Saturday, February 2, 2008

Sanctification By Faith (Part IV): Who's Right & Why Does It Matter?

by Pastor Jacob Doran,
The Church of God in Flathead Valley (MT)

I think it good to say, from the start of this message, that my study of God's Word and time spent at His feet has inclined me to view of sanctification that departs in some ways from the generally accepted views of sanctification, finding in its truth a living God rather than a pall dogma or doctrinal postulate. For one, I passionately believe that Christians and theologians have spent far too much time dissected and defining something that is meant to be experienced (and experienced by faith) rather than fully understood.

In my own experience, the more that Christians struggle to define and understand sanctification, the further they are from actually experiencing it, with painfully few exceptions. The Bible was given to men and women who were mostly illiterate and, by our standards, simple people—not to Greek scholars or theologians with doctorates in divinity, although the Apostle Paul and Luke both appealed to the more scholarly minds of the Romans.

The diligent study of God's Word is always commendable, but the experiences it points us to must not be scrutinized until all of the life has been extracted and they become mere doctrinal points that are taught above must people's heads--to the intellect rather than to the heart--without producing any real fruit in the life and without any supernatural or lasting change that bears witnesses of its own divine nature.

One of the most striking instances of the rift between experience and understanding comes in the early days of the Pentecostal movement, here in the United States. I want to specifically refer to a man by the name of William Durham, whose teaching introduced a revolutionary—albeit not entirely accurate—view of sanctification that deviated greatly from the view accepted by Pentecostals from the Wesleyan or Holiness movements.

So different was Durham’s teaching that many were convinced he had launched an outright attack on the doctrinal foundations upon which the Pentacostal/Holiness movement was built. Much of Durham’s teaching was scripturally sound, and well in accordance with what the Lord revealed to me in my own searching of His Word, long before I had ever heard of Durham. However, on one major point we differ greatly.

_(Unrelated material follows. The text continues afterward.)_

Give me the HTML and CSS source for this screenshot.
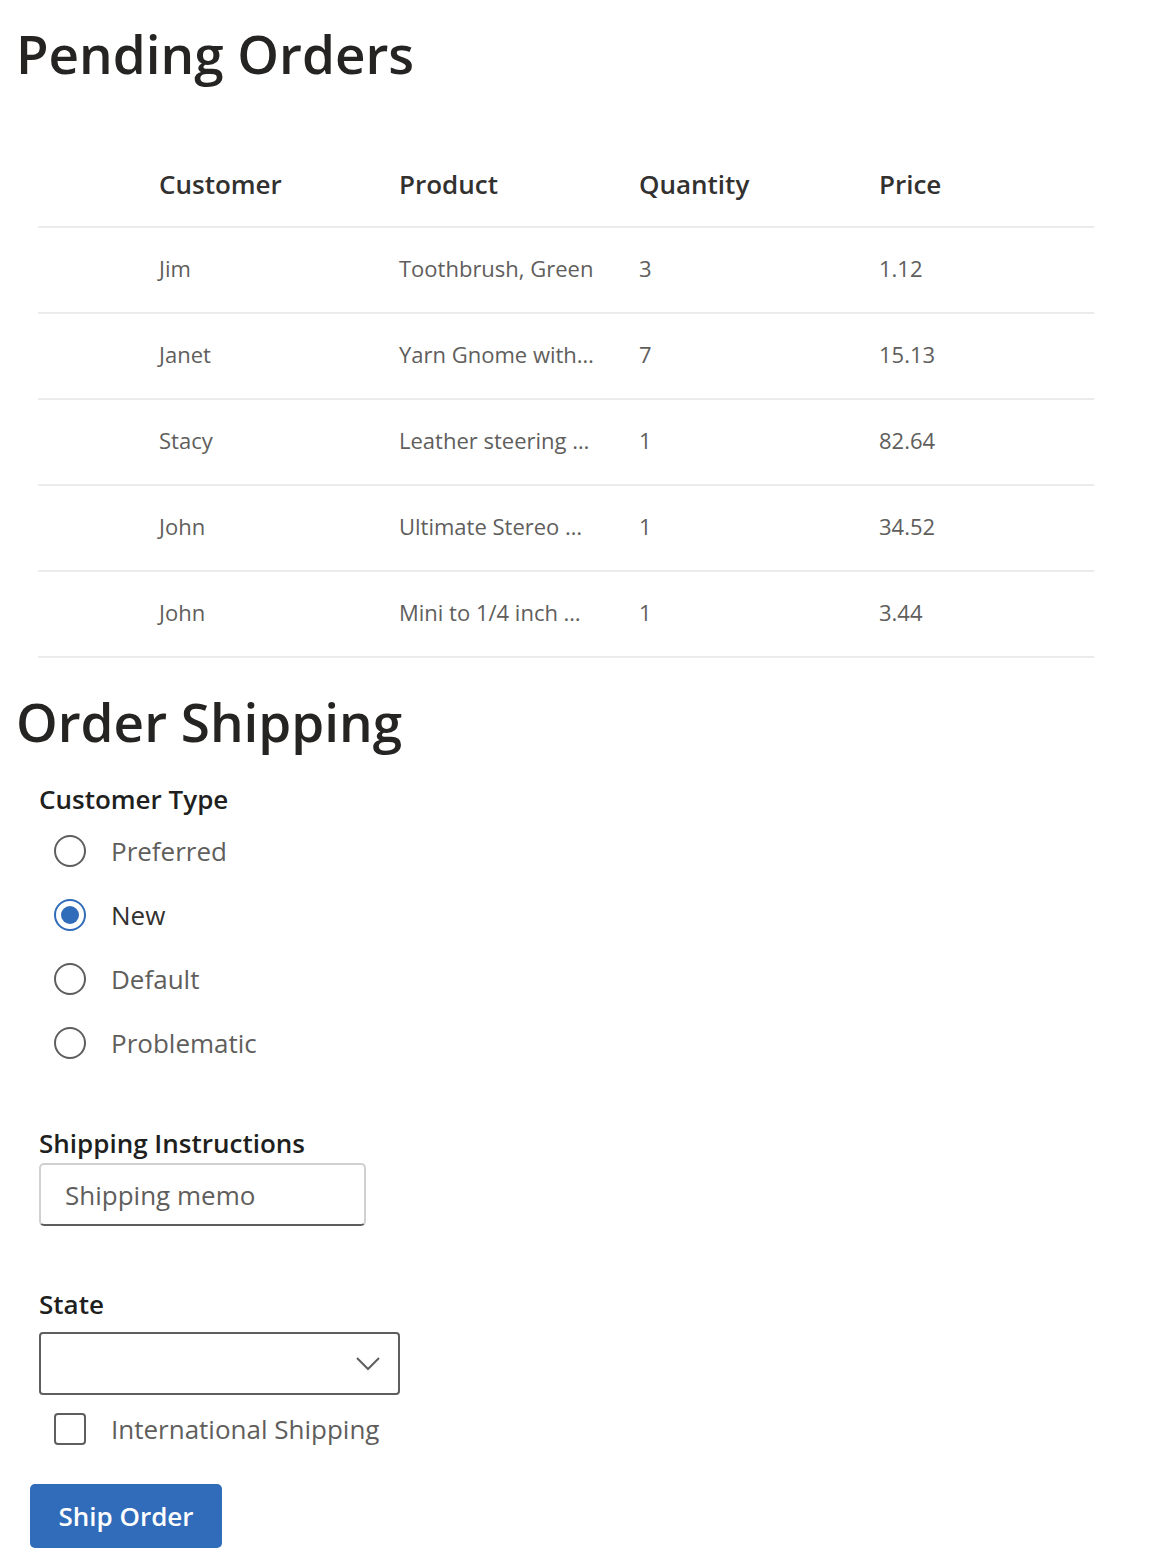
FILE: index.html
```html
<!DOCTYPE html>
<html lang="en">
<head>
<meta charset="utf-8">
<title>Pending Orders</title>
<link rel="stylesheet" href="styles.css">
</head>
<body>
<main class="page">
  <h1 class="title">Pending Orders</h1>
  <div class="list">
    <div class="row head">
      <div class="check"></div>
      <div class="cell">Customer</div>
      <div class="cell">Product</div>
      <div class="cell">Quantity</div>
      <div class="cell">Price</div>
    </div>
    <div class="row">
      <div class="check"></div>
      <div class="cell">Jim</div>
      <div class="cell">Toothbrush, Green</div>
      <div class="cell">3</div>
      <div class="cell">1.12</div>
    </div>
    <div class="row">
      <div class="check"></div>
      <div class="cell">Janet</div>
      <div class="cell">Yarn Gnome with…</div>
      <div class="cell">7</div>
      <div class="cell">15.13</div>
    </div>
    <div class="row">
      <div class="check"></div>
      <div class="cell">Stacy</div>
      <div class="cell">Leather steering …</div>
      <div class="cell">1</div>
      <div class="cell">82.64</div>
    </div>
    <div class="row">
      <div class="check"></div>
      <div class="cell">John</div>
      <div class="cell">Ultimate Stereo …</div>
      <div class="cell">1</div>
      <div class="cell">34.52</div>
    </div>
    <div class="row">
      <div class="check"></div>
      <div class="cell">John</div>
      <div class="cell">Mini to 1/4 inch …</div>
      <div class="cell">1</div>
      <div class="cell">3.44</div>
    </div>
  </div>

  <h1 class="title title2">Order Shipping</h1>
  <form class="form">
    <div class="group">
      <div class="label">Customer Type</div>
      <div class="radios">
        <label class="radio"><span class="circle"></span><span class="rtext">Preferred</span></label>
        <label class="radio on"><span class="circle"></span><span class="rtext">New</span></label>
        <label class="radio"><span class="circle"></span><span class="rtext">Default</span></label>
        <label class="radio"><span class="circle"></span><span class="rtext">Problematic</span></label>
      </div>
    </div>

    <div class="group g-text">
      <div class="label">Shipping Instructions</div>
      <div class="textbox"><span class="placeholder">Shipping memo</span></div>
    </div>

    <div class="group g-state">
      <div class="label">State</div>
      <div class="dropdown">
        <svg class="chev" width="24" height="15" viewBox="0 0 24 15"><path d="M1 2 L12 13 L23 2" fill="none" stroke="#605e5c" stroke-width="2"/></svg>
      </div>
    </div>

    <label class="checkrow"><span class="box"></span><span class="ctext">International Shipping</span></label>

    <div class="actions"><span class="btn">Ship Order</span></div>
  </form>
</main>
</body>
</html>
```

FILE: styles.css
```css
* { box-sizing: border-box; }
html, body { margin: 0; padding: 0; background: #fff; }
body {
  font-family: "Open Sans", "Noto Sans", sans-serif;
  color: #323130;
}
.page { padding: 0 0 16px 0; }

.title {
  margin: 0;
  padding: 14px 0 0 16px;
  font-size: 53px;
  line-height: 80px;
  font-weight: 600;
  color: #252423;
}

.list {
  margin: 48px 0 0 38px;
  width: 1056px;
}
.row {
  display: flex;
  height: 86px;
  align-items: center;
  border-bottom: 2px solid #edebe9;
}
.row:not(.head) .cell { padding-bottom: 4px; }
.check { width: 96px; flex: none; }
.cell {
  width: 240px;
  flex: none;
  padding: 0 16px 0 25px;
  font-size: 22px;
  color: #605e5c;
  white-space: nowrap;
}
.row.head .cell {
  font-size: 26px;
  font-weight: 600;
  color: #323130;
}

.title2 { padding-top: 24px; }

.form { padding-left: 39px; }
.label {
  font-size: 26px;
  font-weight: 600;
  line-height: 40px;
  color: #201f1e;
}
.group:first-child .label { margin-top: 17px; }

.radios { display: flex; flex-direction: column; }
.radio {
  display: flex;
  align-items: center;
  height: 64px;
  padding-left: 15px;
}
.circle {
  width: 32px;
  height: 32px;
  border: 2px solid #605e5c;
  border-radius: 50%;
  flex: none;
  display: flex;
  align-items: center;
  justify-content: center;
}
.radio.on .circle { border-color: #306cb9; }
.radio.on .circle::after {
  content: "";
  width: 18px;
  height: 18px;
  border-radius: 50%;
  background: #306cb9;
}
.rtext {
  margin-left: 25px;
  font-size: 26px;
  color: #605e5c;
}
.radio.on .rtext { color: #323130; }

.g-text { margin-top: 48px; }
.textbox {
  width: 327px;
  height: 63px;
  border: 2px solid #d2d0ce;
  border-bottom-color: #605e5c;
  border-radius: 5px;
  display: flex;
  align-items: center;
  padding-left: 24px;
}
.placeholder { font-size: 26px; color: #605e5c; }

.g-state { margin-top: 58px; }
.g-state .dropdown { margin-top: 8px; }
.dropdown {
  width: 361px;
  height: 63px;
  border: 2px solid #605e5c;
  border-radius: 4px;
  display: flex;
  align-items: center;
  justify-content: flex-end;
  padding-right: 18px;
}

.checkrow {
  display: flex;
  align-items: center;
  height: 64px;
  margin-top: 2px;
  padding-left: 15px;
}
.box {
  width: 32px;
  height: 32px;
  border: 2px solid #605e5c;
  border-radius: 4px;
  flex: none;
}
.ctext {
  margin-left: 25px;
  font-size: 26px;
  color: #605e5c;
}

.actions { margin-top: 23px; margin-left: -9px; }
.btn {
  display: inline-flex;
  align-items: center;
  justify-content: center;
  width: 192px;
  height: 64px;
  border-radius: 5px;
  background: #306cb9;
  color: #fff;
  font-size: 26px;
  font-weight: 600;
}
```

A paragraph from one of the many histories of the Assemblies of God provides a fair summary of Durham’s teaching:

"Actually, Durham and those who grasped his message taught a crucifixion of the old nature, a crucifixion declared to be a fact by the Word (Romans 6 and Galatians 2:20), and made experiential within believers through faith, through reckoning on the historical fact of the Cross. If a lapse should come, through a failure to reckon constantly oneself dead to sin, the principle of reckoning must be placed into operation again. Whereas, one who is taught that the inbred corruption is completely removed is bewildered when sin reappears. If the root is eradicated, whence the fruit? Did it somehow return to its former soil? Must it be eradicated again? How many definite works must be wrought until deliverance is "definite"? Durham inquired: Would it not be much simpler and much more scriptural to observe that, whatever the inward condition, the definite fact of the Cross remained, and the inward condition can be rectified when the Christian begins to reckon again? By accepting sanctification as a work which is based on the finished work of Calvary, the believer starts on a high plane of holy living, and can maintain it by abiding in Christ. In this manner, the object of our faith is not in an experience of sanctification but in the Lord Jesus Christ 'who of God is made unto us... sanctification.'" (Carl Brumback, Suddenly… From Heaven: A History of the Assemblies of God, p. 102)

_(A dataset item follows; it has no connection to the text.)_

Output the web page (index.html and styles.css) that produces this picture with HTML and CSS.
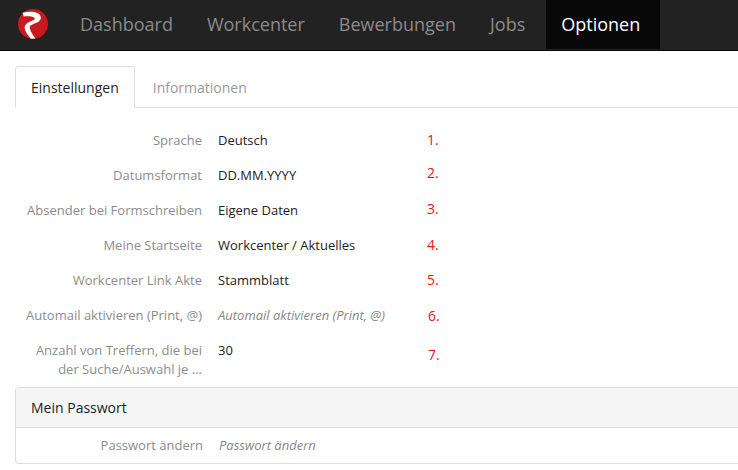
FILE: index.html
```html
<!DOCTYPE html>
<html lang="de">
<head>
<meta charset="utf-8">
<title>Optionen</title>
<link rel="stylesheet" href="styles.css">
</head>
<body>
<header class="navbar">
  <a class="logo" href="#">
    <svg width="30" height="30" viewBox="0 0 30 30">
      <circle cx="15" cy="15" r="15" fill="#c8191c"/>
      <path d="M4.5 3.8 C9 2.6 13 2.4 17 3.2 C21 4 23.2 6.5 22.8 9.5 C22.3 12.2 19.5 13.6 16 14.8 C12.8 16 11.5 17 11.8 19 C12.4 22.5 15 26 17.5 29.6 L13 29.8 C10 26.5 7 22.5 6.7 19 C6.5 15.5 9.5 13.6 13 12.2 C15.5 11.2 17 10.6 16.8 9.6 C16.5 8 11.5 7 5.8 7.5 Z" fill="#fff"/>
    </svg>
  </a>
  <nav class="nav">
    <a class="nav-item" href="#">Dashboard</a>
    <a class="nav-item" href="#">Workcenter</a>
    <a class="nav-item" href="#">Bewerbungen</a>
    <a class="nav-item" href="#">Jobs</a>
    <a class="nav-item active" href="#">Optionen</a>
  </nav>
</header>
<main class="content">
  <div class="tabs">
    <a class="tab active" href="#">Einstellungen</a>
    <a class="tab" href="#">Informationen</a>
  </div>
  <div class="form">
    <div class="row"><div class="label">Sprache</div><div class="value">Deutsch</div></div>
    <div class="row"><div class="label">Datumsformat</div><div class="value">DD.MM.YYYY</div></div>
    <div class="row"><div class="label">Absender bei Formschreiben</div><div class="value">Eigene Daten</div></div>
    <div class="row"><div class="label">Meine Startseite</div><div class="value">Workcenter / Aktuelles</div></div>
    <div class="row"><div class="label">Workcenter Link Akte</div><div class="value">Stammblatt</div></div>
    <div class="row"><div class="label">Automail aktivieren (Print, @)</div><div class="value muted">Automail aktivieren (Print, @)</div></div>
    <div class="row tall"><div class="label">Anzahl von Treffern, die bei der Suche/Auswahl je ...</div><div class="value">30</div></div>
  </div>
  <section class="panel">
    <div class="panel-head">Mein Passwort</div>
    <div class="panel-body">
      <div class="label">Passwort ändern</div><div class="value muted">Passwort ändern</div>
    </div>
  </section>
</main>
<span class="mark m1">1.</span>
<span class="mark m2">2.</span>
<span class="mark m3">3.</span>
<span class="mark m4">4.</span>
<span class="mark m5">5.</span>
<span class="mark m6">6.</span>
<span class="mark m7">7.</span>
</body>
</html>
```

FILE: styles.css
```css
* { box-sizing: border-box; }
html, body { margin: 0; padding: 0; }
body {
  width: 738px;
  height: 470px;
  overflow: hidden;
  position: relative;
  background: #fff;
  font-family: "Open Sans", sans-serif;
  font-size: 13px;
  line-height: 19px;
  color: #1a1a1a;
}
a { text-decoration: none; color: inherit; }
.navbar {
  display: flex;
  height: 51px;
  background: #222;
  border-bottom: 1px solid #080808;
}
.logo { display: block; width: 50px; padding: 9px 0 0 18px; flex: none; }
.logo svg { display: block; }
.nav { display: flex; gap: 4px; padding-left: 15px; }
.nav-item {
  display: block;
  height: 49px;
  padding: 0 15px;
  font-size: 18px;
  line-height: 49px;
  color: #8b8b8b;
}
.nav-item.active { margin-left: 2px; padding-right: 20px; background: #080808; color: #fff; }
.content { padding: 15px 0 0 15px; }
.tabs {
  display: flex;
  height: 42px;
  border-bottom: 1px solid #ddd;
}
.tab {
  display: block;
  height: 42px;
  padding: 11px 15px 0;
  margin-right: 2px;
  font-size: 14px;
  line-height: 20px;
  color: #999;
  border: 1px solid transparent;
  border-radius: 4px 4px 0 0;
}
.tab.active {
  color: #222;
  background: #fff;
  border-color: #ddd #ddd #fff;
}
.form { padding-top: 15px; }
.row { display: flex; height: 35px; padding-top: 8px; }
.row.tall { height: 54px; }
.label {
  width: 187px;
  flex: none;
  text-align: right;
  color: #8c8c8c;
}
.value { margin-left: 16px; color: #222; }
.muted { font-style: italic; color: #888; }
.panel {
  height: 77px;
  border: 1px solid #ddd;
  border-right: none;
  border-radius: 4px 0 0 4px;
}
.panel-head {
  height: 40px;
  padding: 10px 15px 0;
  font-size: 14px;
  line-height: 20px;
  color: #222;
  background: #f5f5f5;
  border-bottom: 1px solid #ddd;
}
.panel-body { display: flex; padding-top: 8px; }
.mark {
  position: absolute;
  left: 427px;
  font-size: 14px;
  line-height: 16px;
  color: #f01010;
}
.m1 { top: 132px; }
.m2 { top: 165px; }
.m3 { top: 201px; }
.m4 { top: 237px; }
.m5 { top: 272px; }
.m6 { top: 308px; left: 428px; }
.m7 { top: 347px; left: 428px; }
```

I will delve into this a little deeper in upcoming messages, because there is much practical merit to be found in several aspects of what Durham taught. I want to specifically address in future messages, the concept of temptation from without versus temptation from within, as well as the whole aspect of ABIDING in Christ and the fruit of that abiding.

However, suffice it to say for this message that the Bible teaches sanctification by faith and that without faith it is impossible to please God. Faith reckons us first to be justified based on the merits of Christ’s obedience and atonement on the cross, then to be spiritually crucified with Christ and so raised with him in newness of life—dead to sin and alive unto God.

One does not have to mentally go through the process to receive this experience by faith. One does not have to understand it to experience it. However, it IS the result of faith and the working of God’s Grace (ie. yielding oneself to “the divine influence upon the heart and it’s reflection in the life”—which is, by definition, the second aspect of Grace).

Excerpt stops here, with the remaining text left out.